Beyond Meat (NASDAQ:BYND) is up nearly 200% from its May 1 IPO price of $25. Investors who bought some of the shares during the company’s IPO either sold them for a hefty profit or are still holding onto them, satisfied with their gains.
However, anyone who bought the stock in late July, when it jumped above $230, and is still holding it has got to be hoping and praying that Beyond Meat stock is worth $250 and not $25.
While I believe Beyond Meat’s future is still very bright, it doesn’t look as great as it once did. Therefore, as we head into 2020, it’s possible to be either upbeat or bearish on BYND stock
Here are my thoughts on both sides of the argument.

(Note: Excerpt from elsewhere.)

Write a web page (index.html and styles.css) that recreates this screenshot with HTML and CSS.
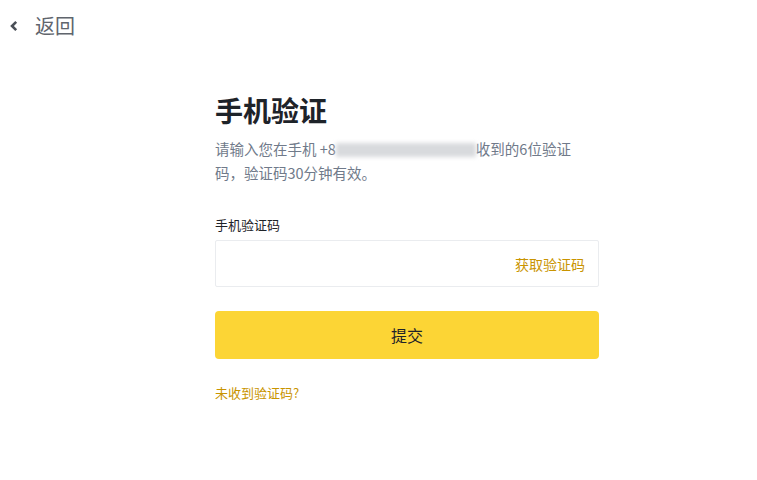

Beyond Meat Stock Is Headed Back to $25
A mere five months ago, Beyond Meat was trading pennies below $240. Life couldn’t get any better for the buyers of its IPO. And then in two weeks, BYND stock lost 40% of its value, and it’s been downhill ever since.
InvestorPlace columnist Luke Lango made a remarkably prescient call on August 8, suggesting that investors not buy BYND stock above $150.
“On one side, you have the nosebleed valuation. Beyond Meat has a near-$10-billion market cap. Sales this year project to come in around $250 million, and the company is still far from profitable. So, you have a stock trading at 30x 2019’s estimated sales with no profits,” Luke wrote at the time.
“Ostensibly, that’s a ridiculous valuation. Thus, on any operational hiccups, BYND stock will get killed. See the big drop from $240 to $160 recently after ho-hum earnings and news of a secondary offering.”
With BYND now trading around $75, it would be interesting to hear Lango’s view of the stock’s outlook now.
Is it headed down to $25 or is now the time to buy Beyond Meat stock?
I think it is a good time to buy the shares. Here’s why.
BYND Stock Has the Potential to Return to the $200s
In October, when BYND stock was trading around $89, I recommended that investors ignore the selling of Beyond Meat stock by company insiders and focus on the fact that the company had made great strides on both the top and bottom line.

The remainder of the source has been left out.